Task to complete =
Give the number of lines containing the word "styles" and nothing more.

Data excerpt =
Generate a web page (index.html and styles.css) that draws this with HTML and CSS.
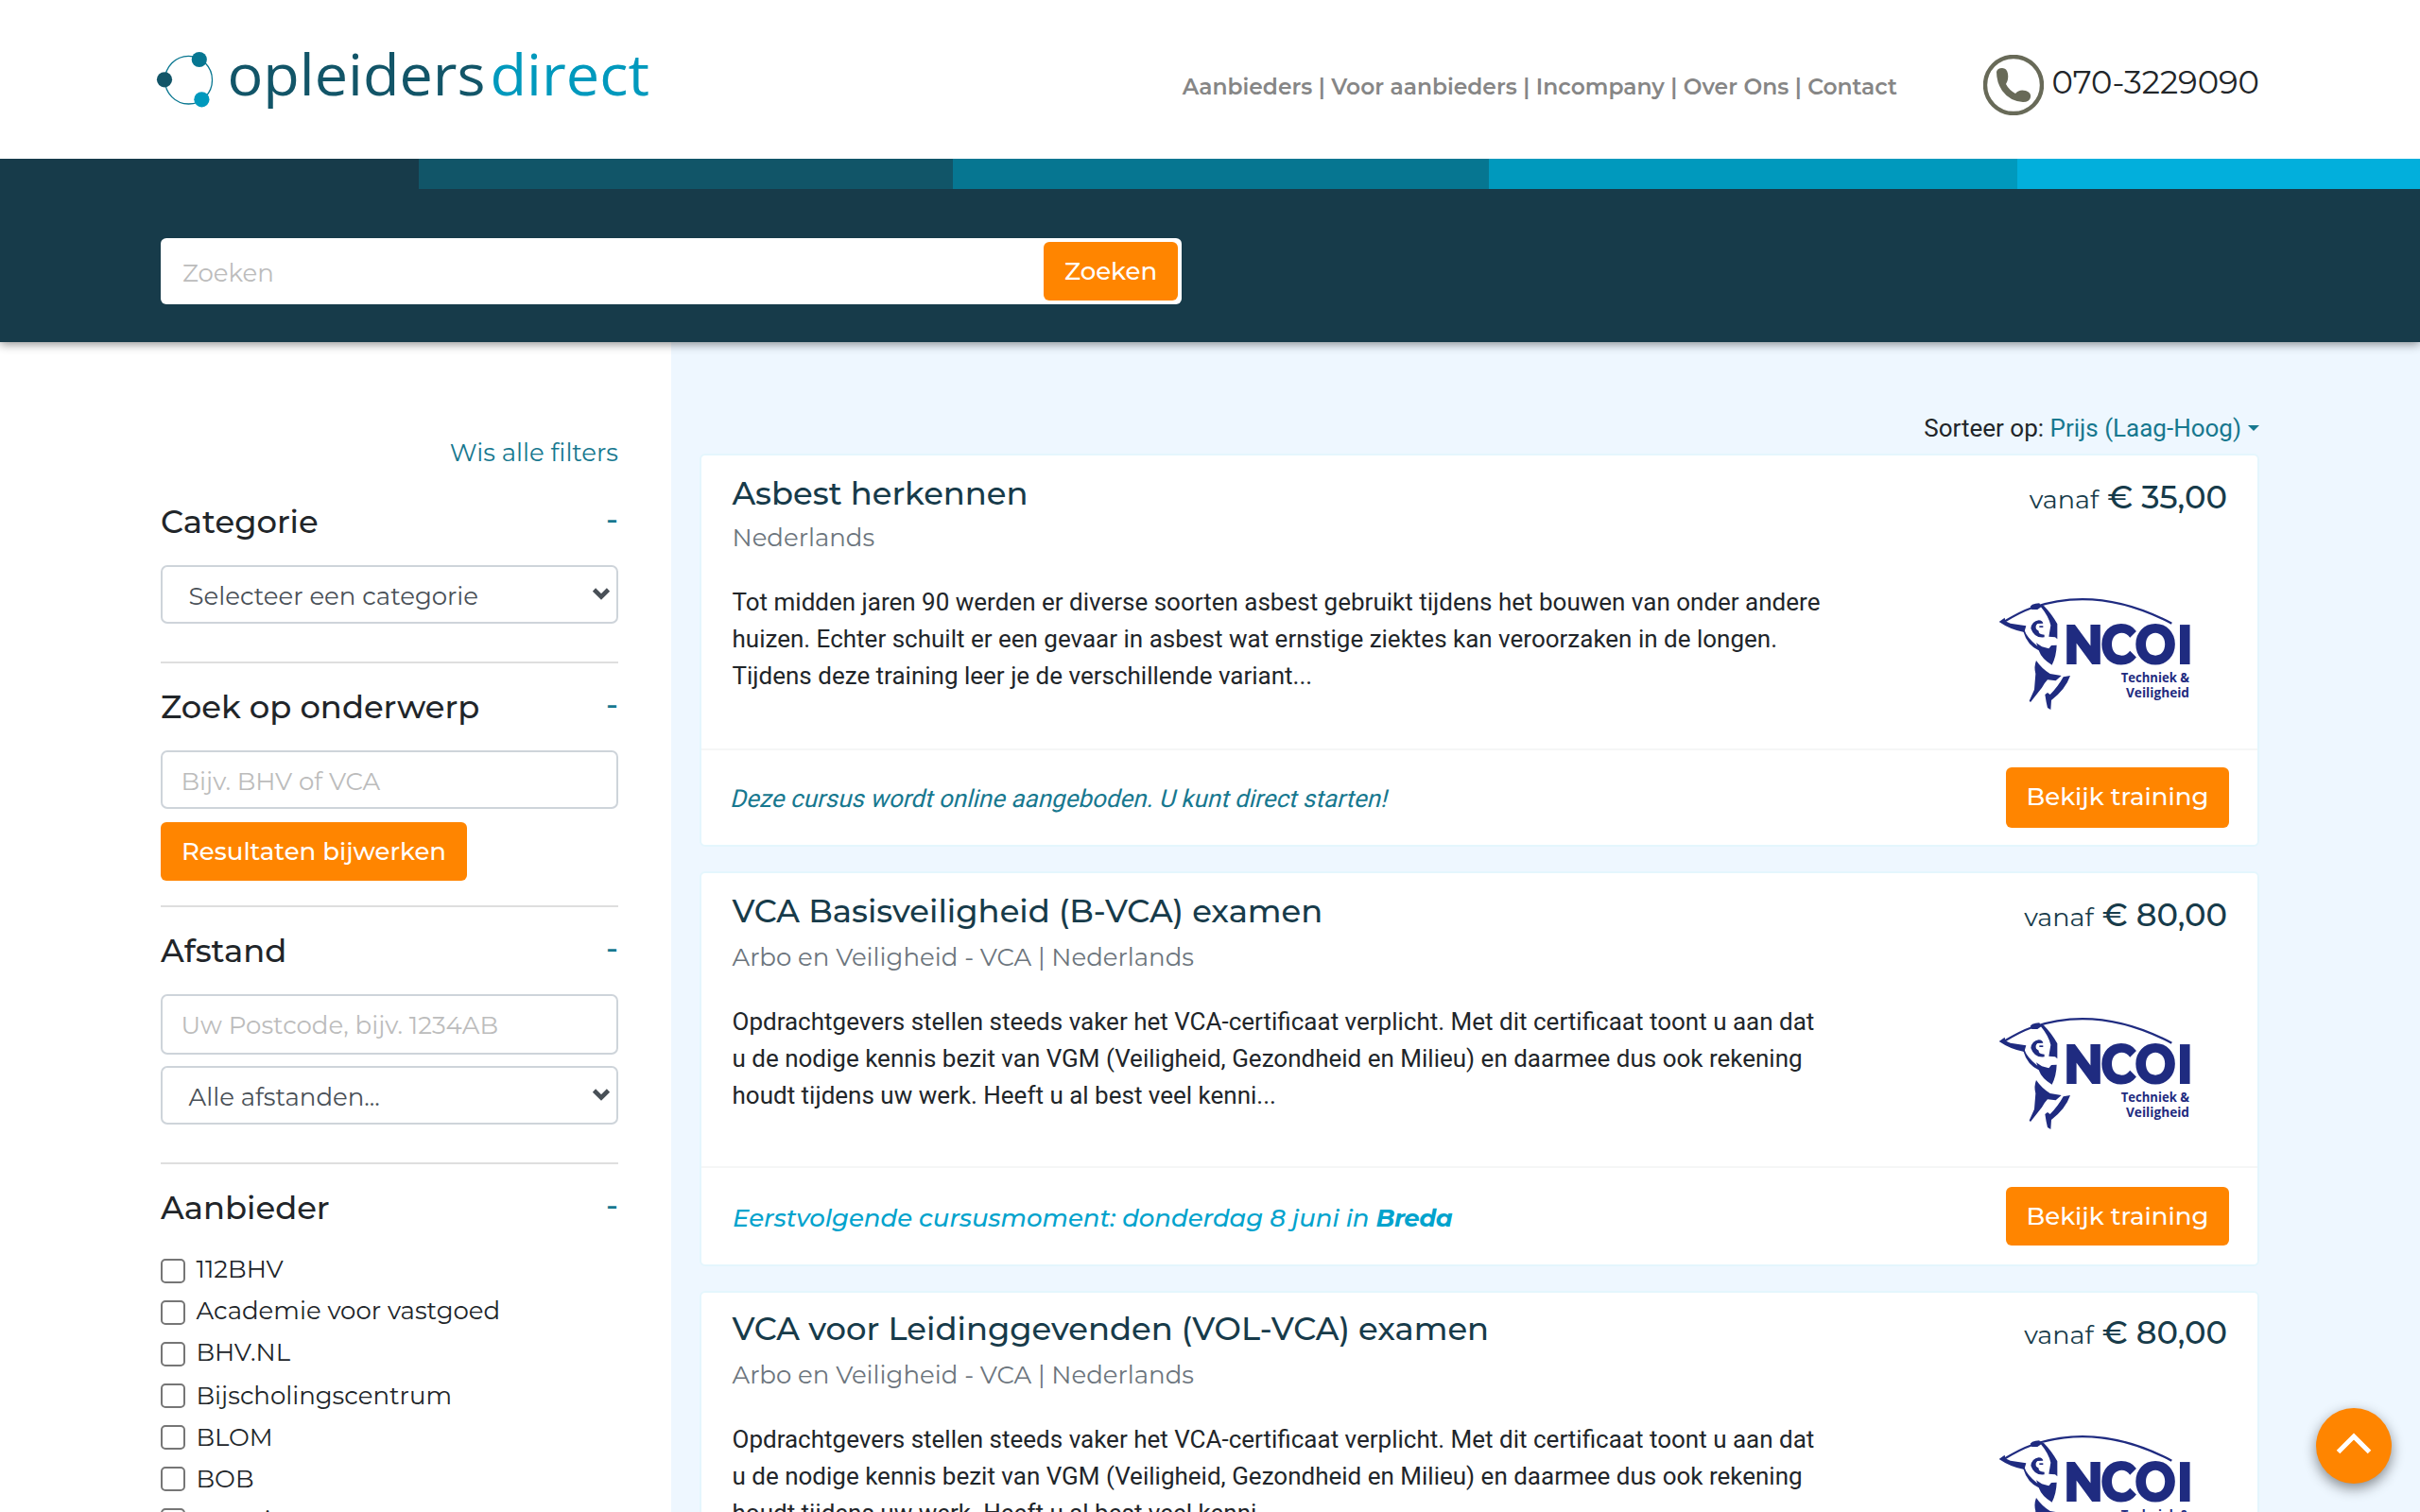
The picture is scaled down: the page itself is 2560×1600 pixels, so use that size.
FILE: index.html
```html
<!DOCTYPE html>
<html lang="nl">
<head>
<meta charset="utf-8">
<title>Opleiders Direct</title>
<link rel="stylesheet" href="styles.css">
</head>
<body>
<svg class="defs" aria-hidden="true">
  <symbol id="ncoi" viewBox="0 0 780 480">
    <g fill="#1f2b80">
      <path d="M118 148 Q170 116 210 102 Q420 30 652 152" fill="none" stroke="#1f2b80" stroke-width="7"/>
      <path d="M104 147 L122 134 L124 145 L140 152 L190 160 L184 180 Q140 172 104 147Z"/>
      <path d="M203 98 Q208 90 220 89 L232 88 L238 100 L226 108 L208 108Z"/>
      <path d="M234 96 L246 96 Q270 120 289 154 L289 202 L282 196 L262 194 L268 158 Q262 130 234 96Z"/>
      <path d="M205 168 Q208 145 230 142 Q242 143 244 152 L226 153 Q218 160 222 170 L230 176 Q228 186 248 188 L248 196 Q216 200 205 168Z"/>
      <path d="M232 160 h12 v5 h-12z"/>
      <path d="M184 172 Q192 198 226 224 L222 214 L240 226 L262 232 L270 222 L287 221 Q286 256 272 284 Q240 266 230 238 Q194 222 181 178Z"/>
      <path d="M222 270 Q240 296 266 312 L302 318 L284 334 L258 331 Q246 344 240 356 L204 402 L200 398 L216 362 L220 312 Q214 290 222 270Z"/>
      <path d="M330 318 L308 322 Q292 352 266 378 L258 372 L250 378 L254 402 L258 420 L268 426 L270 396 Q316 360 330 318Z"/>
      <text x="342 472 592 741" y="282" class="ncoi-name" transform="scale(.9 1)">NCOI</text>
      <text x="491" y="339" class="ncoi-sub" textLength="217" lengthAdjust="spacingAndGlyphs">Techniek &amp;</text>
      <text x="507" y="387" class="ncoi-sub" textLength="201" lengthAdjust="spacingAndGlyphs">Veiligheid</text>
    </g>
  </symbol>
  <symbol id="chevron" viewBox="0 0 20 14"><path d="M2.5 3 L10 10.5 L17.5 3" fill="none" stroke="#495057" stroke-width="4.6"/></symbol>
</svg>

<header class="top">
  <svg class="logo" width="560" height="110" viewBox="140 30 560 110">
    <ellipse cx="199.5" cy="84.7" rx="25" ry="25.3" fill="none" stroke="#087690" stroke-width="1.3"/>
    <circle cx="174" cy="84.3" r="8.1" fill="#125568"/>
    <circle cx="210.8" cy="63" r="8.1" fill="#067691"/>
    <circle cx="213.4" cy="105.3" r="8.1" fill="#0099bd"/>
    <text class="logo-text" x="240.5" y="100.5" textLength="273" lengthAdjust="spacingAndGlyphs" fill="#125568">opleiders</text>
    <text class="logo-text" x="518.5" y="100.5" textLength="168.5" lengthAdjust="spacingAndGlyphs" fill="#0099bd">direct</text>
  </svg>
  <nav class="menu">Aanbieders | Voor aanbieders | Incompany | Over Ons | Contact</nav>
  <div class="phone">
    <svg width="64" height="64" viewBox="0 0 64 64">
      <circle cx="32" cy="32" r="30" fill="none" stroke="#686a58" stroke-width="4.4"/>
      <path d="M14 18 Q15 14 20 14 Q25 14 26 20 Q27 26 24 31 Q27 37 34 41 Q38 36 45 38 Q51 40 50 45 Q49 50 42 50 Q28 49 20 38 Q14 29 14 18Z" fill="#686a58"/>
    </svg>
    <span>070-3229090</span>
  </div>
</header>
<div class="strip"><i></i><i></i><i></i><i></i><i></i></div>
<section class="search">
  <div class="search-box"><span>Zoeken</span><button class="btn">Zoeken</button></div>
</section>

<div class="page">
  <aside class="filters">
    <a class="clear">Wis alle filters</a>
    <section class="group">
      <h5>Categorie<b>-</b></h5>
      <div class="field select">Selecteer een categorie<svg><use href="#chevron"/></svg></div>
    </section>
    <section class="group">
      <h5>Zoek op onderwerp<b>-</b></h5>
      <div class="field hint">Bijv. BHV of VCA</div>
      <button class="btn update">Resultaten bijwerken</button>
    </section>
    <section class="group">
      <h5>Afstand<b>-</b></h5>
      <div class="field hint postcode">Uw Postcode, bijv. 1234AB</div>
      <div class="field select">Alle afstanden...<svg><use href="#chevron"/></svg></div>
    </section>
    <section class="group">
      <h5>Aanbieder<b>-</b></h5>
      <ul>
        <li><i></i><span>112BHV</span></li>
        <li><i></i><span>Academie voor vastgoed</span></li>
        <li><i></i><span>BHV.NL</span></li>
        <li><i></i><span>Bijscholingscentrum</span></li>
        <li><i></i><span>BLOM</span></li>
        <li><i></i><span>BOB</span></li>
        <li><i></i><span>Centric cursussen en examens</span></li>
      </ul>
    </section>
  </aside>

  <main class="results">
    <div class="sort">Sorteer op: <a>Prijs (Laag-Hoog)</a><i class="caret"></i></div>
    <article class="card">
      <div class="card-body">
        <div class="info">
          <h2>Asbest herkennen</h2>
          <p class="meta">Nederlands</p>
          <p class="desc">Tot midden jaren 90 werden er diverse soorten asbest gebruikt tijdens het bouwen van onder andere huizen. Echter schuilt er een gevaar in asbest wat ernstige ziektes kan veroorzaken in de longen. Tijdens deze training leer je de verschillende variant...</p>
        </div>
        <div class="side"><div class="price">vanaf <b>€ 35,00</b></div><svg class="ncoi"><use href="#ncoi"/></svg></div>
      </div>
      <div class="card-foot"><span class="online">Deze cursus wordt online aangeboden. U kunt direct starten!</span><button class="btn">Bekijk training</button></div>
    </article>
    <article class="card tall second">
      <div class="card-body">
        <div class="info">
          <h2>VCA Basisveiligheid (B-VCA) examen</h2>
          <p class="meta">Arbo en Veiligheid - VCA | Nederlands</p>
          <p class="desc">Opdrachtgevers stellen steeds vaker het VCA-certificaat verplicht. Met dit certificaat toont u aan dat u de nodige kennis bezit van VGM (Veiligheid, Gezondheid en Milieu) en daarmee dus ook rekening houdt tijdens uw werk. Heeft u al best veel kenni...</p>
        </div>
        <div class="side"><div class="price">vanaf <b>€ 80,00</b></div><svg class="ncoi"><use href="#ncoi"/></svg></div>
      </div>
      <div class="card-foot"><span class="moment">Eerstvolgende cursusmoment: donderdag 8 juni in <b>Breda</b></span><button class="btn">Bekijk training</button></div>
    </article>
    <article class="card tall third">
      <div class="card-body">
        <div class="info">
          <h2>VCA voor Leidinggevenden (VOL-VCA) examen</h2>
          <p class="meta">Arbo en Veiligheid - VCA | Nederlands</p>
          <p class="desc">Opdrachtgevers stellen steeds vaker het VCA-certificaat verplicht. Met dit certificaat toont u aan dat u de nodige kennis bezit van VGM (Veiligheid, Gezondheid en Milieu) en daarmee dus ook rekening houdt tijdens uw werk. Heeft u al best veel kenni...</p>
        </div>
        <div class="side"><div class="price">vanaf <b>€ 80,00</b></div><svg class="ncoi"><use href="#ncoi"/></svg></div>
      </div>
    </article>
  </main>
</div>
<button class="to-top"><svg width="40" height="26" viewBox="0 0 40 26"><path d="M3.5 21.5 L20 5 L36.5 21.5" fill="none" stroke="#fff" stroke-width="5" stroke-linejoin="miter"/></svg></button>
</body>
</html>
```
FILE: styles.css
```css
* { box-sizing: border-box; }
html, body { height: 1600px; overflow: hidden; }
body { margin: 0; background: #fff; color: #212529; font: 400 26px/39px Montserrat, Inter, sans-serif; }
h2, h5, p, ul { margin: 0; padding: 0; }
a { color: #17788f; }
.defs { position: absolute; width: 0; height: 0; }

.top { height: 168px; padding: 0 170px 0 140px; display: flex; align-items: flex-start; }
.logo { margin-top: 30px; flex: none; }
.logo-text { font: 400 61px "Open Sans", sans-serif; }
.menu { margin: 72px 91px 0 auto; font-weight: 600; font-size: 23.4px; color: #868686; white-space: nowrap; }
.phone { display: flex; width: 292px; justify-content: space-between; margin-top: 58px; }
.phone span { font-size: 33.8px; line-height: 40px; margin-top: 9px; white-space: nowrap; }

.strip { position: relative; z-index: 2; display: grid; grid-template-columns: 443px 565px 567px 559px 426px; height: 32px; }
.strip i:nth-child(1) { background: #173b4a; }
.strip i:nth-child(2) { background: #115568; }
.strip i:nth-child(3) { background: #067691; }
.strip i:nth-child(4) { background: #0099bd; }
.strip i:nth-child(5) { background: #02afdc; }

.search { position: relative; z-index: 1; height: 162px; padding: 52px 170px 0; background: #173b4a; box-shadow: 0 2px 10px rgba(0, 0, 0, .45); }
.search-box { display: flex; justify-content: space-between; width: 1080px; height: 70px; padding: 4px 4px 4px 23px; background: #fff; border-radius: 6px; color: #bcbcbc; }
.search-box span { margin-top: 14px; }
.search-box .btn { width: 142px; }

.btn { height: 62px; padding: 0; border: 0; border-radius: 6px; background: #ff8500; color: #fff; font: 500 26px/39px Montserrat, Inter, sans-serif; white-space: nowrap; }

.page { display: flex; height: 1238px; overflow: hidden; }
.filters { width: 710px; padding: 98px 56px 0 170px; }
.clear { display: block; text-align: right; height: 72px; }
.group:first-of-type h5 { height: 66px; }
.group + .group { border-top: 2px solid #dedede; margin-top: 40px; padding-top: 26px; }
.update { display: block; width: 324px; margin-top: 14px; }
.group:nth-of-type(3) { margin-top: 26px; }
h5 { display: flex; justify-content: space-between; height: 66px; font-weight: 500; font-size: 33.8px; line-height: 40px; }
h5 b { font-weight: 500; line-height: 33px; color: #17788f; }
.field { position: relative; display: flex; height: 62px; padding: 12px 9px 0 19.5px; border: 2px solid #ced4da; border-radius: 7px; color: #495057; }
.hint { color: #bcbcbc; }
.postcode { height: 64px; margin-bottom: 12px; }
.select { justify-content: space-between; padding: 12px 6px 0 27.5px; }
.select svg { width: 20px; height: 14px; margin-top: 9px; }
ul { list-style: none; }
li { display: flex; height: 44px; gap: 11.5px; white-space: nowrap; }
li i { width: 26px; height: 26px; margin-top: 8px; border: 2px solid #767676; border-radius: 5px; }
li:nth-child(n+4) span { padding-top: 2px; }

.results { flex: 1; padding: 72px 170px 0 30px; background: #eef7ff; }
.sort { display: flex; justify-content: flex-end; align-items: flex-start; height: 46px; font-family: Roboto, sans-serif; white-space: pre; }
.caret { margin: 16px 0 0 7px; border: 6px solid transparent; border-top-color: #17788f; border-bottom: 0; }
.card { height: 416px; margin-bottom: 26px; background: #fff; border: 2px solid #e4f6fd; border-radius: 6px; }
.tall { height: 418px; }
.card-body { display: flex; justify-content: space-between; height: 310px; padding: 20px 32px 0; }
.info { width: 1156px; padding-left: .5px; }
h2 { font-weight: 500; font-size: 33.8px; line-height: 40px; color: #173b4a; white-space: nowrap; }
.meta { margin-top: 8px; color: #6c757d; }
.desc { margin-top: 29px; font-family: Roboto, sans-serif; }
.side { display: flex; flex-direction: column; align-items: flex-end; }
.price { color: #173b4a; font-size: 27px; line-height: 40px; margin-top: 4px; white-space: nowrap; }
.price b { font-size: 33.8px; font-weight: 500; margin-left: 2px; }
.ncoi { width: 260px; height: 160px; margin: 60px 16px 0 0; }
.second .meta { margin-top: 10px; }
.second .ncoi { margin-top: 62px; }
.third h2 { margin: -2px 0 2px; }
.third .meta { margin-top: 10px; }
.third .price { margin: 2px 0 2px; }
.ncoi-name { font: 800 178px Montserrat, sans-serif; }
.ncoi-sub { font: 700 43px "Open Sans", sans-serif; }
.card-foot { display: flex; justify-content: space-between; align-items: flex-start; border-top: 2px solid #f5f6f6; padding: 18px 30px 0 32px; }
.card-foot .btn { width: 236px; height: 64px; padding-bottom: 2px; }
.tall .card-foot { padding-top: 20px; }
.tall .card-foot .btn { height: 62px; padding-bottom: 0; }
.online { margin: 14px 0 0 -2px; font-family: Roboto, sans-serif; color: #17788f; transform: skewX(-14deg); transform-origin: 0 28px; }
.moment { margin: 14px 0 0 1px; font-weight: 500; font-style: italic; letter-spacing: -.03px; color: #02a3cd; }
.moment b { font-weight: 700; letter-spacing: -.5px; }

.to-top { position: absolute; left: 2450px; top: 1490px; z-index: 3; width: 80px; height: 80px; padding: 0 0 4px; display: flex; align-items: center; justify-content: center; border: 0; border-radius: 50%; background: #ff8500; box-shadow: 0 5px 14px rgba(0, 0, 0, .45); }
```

Written response =
3